■ **Excerpted records**:

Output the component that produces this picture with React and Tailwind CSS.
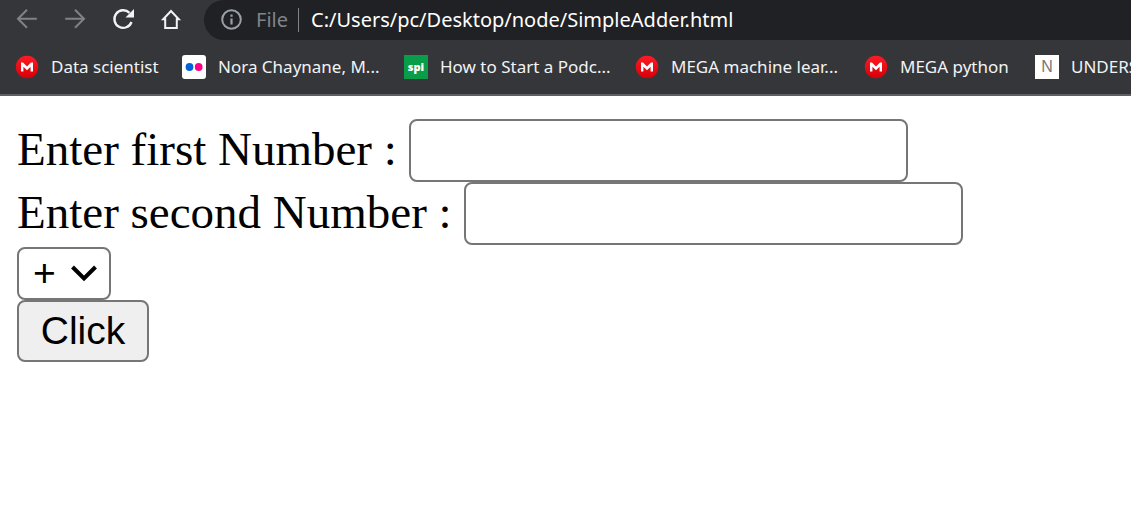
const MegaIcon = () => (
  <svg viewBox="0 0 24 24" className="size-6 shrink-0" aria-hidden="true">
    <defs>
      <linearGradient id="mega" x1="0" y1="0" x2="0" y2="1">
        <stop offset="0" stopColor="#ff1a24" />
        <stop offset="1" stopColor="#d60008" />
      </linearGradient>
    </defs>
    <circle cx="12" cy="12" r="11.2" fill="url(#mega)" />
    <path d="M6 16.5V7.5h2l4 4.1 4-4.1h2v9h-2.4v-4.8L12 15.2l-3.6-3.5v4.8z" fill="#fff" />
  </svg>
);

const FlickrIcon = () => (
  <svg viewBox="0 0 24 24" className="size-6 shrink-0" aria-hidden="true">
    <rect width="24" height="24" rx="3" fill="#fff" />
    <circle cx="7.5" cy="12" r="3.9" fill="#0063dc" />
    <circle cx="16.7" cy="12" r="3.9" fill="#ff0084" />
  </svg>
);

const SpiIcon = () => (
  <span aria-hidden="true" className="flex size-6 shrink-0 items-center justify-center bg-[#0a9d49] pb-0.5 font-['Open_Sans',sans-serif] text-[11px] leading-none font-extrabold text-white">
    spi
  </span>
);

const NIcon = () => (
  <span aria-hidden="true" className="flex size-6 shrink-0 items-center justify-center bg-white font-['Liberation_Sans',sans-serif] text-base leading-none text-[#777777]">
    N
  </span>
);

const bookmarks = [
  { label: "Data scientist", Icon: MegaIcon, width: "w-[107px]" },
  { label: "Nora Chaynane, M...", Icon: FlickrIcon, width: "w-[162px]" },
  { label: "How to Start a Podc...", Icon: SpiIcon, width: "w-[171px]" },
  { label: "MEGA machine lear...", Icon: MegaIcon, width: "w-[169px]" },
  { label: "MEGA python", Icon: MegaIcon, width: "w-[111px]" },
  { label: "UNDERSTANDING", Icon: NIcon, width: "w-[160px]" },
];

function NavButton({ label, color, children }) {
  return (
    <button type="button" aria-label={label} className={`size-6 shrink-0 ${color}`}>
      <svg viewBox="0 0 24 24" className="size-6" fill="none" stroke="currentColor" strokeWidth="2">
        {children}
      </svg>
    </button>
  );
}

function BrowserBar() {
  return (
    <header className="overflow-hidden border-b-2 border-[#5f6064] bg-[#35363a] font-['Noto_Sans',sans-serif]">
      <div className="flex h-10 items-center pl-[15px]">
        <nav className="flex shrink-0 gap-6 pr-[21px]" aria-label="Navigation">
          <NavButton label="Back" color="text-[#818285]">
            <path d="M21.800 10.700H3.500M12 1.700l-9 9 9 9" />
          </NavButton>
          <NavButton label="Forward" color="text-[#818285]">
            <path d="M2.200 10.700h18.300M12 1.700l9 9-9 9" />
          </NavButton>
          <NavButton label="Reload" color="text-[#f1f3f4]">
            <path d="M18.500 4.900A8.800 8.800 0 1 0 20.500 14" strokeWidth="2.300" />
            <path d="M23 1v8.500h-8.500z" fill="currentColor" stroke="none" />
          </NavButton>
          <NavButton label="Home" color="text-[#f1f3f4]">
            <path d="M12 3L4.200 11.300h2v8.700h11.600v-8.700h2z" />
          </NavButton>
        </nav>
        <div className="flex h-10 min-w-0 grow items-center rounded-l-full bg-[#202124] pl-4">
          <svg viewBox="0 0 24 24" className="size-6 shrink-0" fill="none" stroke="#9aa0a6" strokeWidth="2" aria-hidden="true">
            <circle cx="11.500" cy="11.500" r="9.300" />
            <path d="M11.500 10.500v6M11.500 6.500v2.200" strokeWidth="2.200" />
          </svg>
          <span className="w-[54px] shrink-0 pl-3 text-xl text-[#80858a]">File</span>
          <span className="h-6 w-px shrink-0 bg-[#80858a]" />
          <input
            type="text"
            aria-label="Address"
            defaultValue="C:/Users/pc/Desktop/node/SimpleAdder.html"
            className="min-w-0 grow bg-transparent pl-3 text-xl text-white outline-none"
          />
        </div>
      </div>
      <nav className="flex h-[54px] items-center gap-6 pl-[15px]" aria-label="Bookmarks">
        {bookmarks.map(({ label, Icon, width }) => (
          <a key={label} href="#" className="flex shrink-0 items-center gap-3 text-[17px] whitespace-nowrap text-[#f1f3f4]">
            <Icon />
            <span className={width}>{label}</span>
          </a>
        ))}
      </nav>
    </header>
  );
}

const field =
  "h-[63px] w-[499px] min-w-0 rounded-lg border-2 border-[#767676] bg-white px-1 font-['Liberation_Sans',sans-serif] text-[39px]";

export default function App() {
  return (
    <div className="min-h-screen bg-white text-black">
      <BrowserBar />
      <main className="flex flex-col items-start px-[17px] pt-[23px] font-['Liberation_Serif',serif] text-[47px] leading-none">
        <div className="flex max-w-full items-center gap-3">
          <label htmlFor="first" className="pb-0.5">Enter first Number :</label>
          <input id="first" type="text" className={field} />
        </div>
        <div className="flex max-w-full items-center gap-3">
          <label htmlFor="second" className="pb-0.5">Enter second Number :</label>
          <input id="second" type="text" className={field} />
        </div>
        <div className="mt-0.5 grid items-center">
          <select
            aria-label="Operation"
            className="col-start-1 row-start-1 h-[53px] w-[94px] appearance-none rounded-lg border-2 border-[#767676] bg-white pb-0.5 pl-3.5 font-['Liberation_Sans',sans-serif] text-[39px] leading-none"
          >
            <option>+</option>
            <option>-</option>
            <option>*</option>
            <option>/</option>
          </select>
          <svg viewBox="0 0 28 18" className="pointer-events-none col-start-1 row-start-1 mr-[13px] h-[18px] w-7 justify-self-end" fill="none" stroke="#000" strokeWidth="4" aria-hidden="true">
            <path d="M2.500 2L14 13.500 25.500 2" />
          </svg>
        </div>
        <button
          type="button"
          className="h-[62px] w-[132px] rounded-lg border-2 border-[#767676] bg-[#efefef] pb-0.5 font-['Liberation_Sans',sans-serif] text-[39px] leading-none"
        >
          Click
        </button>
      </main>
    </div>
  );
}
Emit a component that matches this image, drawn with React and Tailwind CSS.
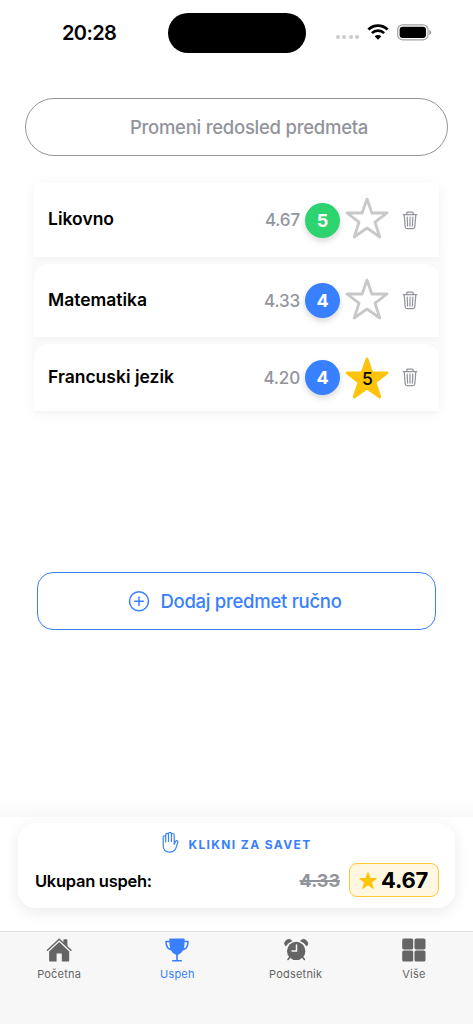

■ **Prompt**: Reproduce each entry verbatim, excluding any embedded images.

■ **Response below**:
Output the component that produces this picture with React and Tailwind CSS.
const MegaIcon = () => (
  <svg viewBox="0 0 24 24" className="size-6 shrink-0" aria-hidden="true">
    <defs>
      <linearGradient id="mega" x1="0" y1="0" x2="0" y2="1">
        <stop offset="0" stopColor="#ff1a24" />
        <stop offset="1" stopColor="#d60008" />
      </linearGradient>
    </defs>
    <circle cx="12" cy="12" r="11.2" fill="url(#mega)" />
    <path d="M6 16.5V7.5h2l4 4.1 4-4.1h2v9h-2.4v-4.8L12 15.2l-3.6-3.5v4.8z" fill="#fff" />
  </svg>
);

const FlickrIcon = () => (
  <svg viewBox="0 0 24 24" className="size-6 shrink-0" aria-hidden="true">
    <rect width="24" height="24" rx="3" fill="#fff" />
    <circle cx="7.5" cy="12" r="3.9" fill="#0063dc" />
    <circle cx="16.7" cy="12" r="3.9" fill="#ff0084" />
  </svg>
);

const SpiIcon = () => (
  <span aria-hidden="true" className="flex size-6 shrink-0 items-center justify-center bg-[#0a9d49] pb-0.5 font-['Open_Sans',sans-serif] text-[11px] leading-none font-extrabold text-white">
    spi
  </span>
);

const NIcon = () => (
  <span aria-hidden="true" className="flex size-6 shrink-0 items-center justify-center bg-white font-['Liberation_Sans',sans-serif] text-base leading-none text-[#777777]">
    N
  </span>
);

const bookmarks = [
  { label: "Data scientist", Icon: MegaIcon, width: "w-[107px]" },
  { label: "Nora Chaynane, M...", Icon: FlickrIcon, width: "w-[162px]" },
  { label: "How to Start a Podc...", Icon: SpiIcon, width: "w-[171px]" },
  { label: "MEGA machine lear...", Icon: MegaIcon, width: "w-[169px]" },
  { label: "MEGA python", Icon: MegaIcon, width: "w-[111px]" },
  { label: "UNDERSTANDING", Icon: NIcon, width: "w-[160px]" },
];

function NavButton({ label, color, children }) {
  return (
    <button type="button" aria-label={label} className={`size-6 shrink-0 ${color}`}>
      <svg viewBox="0 0 24 24" className="size-6" fill="none" stroke="currentColor" strokeWidth="2">
        {children}
      </svg>
    </button>
  );
}

function BrowserBar() {
  return (
    <header className="overflow-hidden border-b-2 border-[#5f6064] bg-[#35363a] font-['Noto_Sans',sans-serif]">
      <div className="flex h-10 items-center pl-[15px]">
        <nav className="flex shrink-0 gap-6 pr-[21px]" aria-label="Navigation">
          <NavButton label="Back" color="text-[#818285]">
            <path d="M21.800 10.700H3.500M12 1.700l-9 9 9 9" />
          </NavButton>
          <NavButton label="Forward" color="text-[#818285]">
            <path d="M2.200 10.700h18.300M12 1.700l9 9-9 9" />
          </NavButton>
          <NavButton label="Reload" color="text-[#f1f3f4]">
            <path d="M18.500 4.900A8.800 8.800 0 1 0 20.500 14" strokeWidth="2.300" />
            <path d="M23 1v8.500h-8.500z" fill="currentColor" stroke="none" />
          </NavButton>
          <NavButton label="Home" color="text-[#f1f3f4]">
            <path d="M12 3L4.200 11.300h2v8.700h11.600v-8.700h2z" />
          </NavButton>
        </nav>
        <div className="flex h-10 min-w-0 grow items-center rounded-l-full bg-[#202124] pl-4">
          <svg viewBox="0 0 24 24" className="size-6 shrink-0" fill="none" stroke="#9aa0a6" strokeWidth="2" aria-hidden="true">
            <circle cx="11.500" cy="11.500" r="9.300" />
            <path d="M11.500 10.500v6M11.500 6.500v2.200" strokeWidth="2.200" />
          </svg>
          <span className="w-[54px] shrink-0 pl-3 text-xl text-[#80858a]">File</span>
          <span className="h-6 w-px shrink-0 bg-[#80858a]" />
          <input
            type="text"
            aria-label="Address"
            defaultValue="C:/Users/pc/Desktop/node/SimpleAdder.html"
            className="min-w-0 grow bg-transparent pl-3 text-xl text-white outline-none"
          />
        </div>
      </div>
      <nav className="flex h-[54px] items-center gap-6 pl-[15px]" aria-label="Bookmarks">
        {bookmarks.map(({ label, Icon, width }) => (
          <a key={label} href="#" className="flex shrink-0 items-center gap-3 text-[17px] whitespace-nowrap text-[#f1f3f4]">
            <Icon />
            <span className={width}>{label}</span>
          </a>
        ))}
      </nav>
    </header>
  );
}

const field =
  "h-[63px] w-[499px] min-w-0 rounded-lg border-2 border-[#767676] bg-white px-1 font-['Liberation_Sans',sans-serif] text-[39px]";

export default function App() {
  return (
    <div className="min-h-screen bg-white text-black">
      <BrowserBar />
      <main className="flex flex-col items-start px-[17px] pt-[23px] font-['Liberation_Serif',serif] text-[47px] leading-none">
        <div className="flex max-w-full items-center gap-3">
          <label htmlFor="first" className="pb-0.5">Enter first Number :</label>
          <input id="first" type="text" className={field} />
        </div>
        <div className="flex max-w-full items-center gap-3">
          <label htmlFor="second" className="pb-0.5">Enter second Number :</label>
          <input id="second" type="text" className={field} />
        </div>
        <div className="mt-0.5 grid items-center">
          <select
            aria-label="Operation"
            className="col-start-1 row-start-1 h-[53px] w-[94px] appearance-none rounded-lg border-2 border-[#767676] bg-white pb-0.5 pl-3.5 font-['Liberation_Sans',sans-serif] text-[39px] leading-none"
          >
            <option>+</option>
            <option>-</option>
            <option>*</option>
            <option>/</option>
          </select>
          <svg viewBox="0 0 28 18" className="pointer-events-none col-start-1 row-start-1 mr-[13px] h-[18px] w-7 justify-self-end" fill="none" stroke="#000" strokeWidth="4" aria-hidden="true">
            <path d="M2.500 2L14 13.500 25.500 2" />
          </svg>
        </div>
        <button
          type="button"
          className="h-[62px] w-[132px] rounded-lg border-2 border-[#767676] bg-[#efefef] pb-0.5 font-['Liberation_Sans',sans-serif] text-[39px] leading-none"
        >
          Click
        </button>
      </main>
    </div>
  );
}
Emit a component that matches this image, drawn with React and Tailwind CSS.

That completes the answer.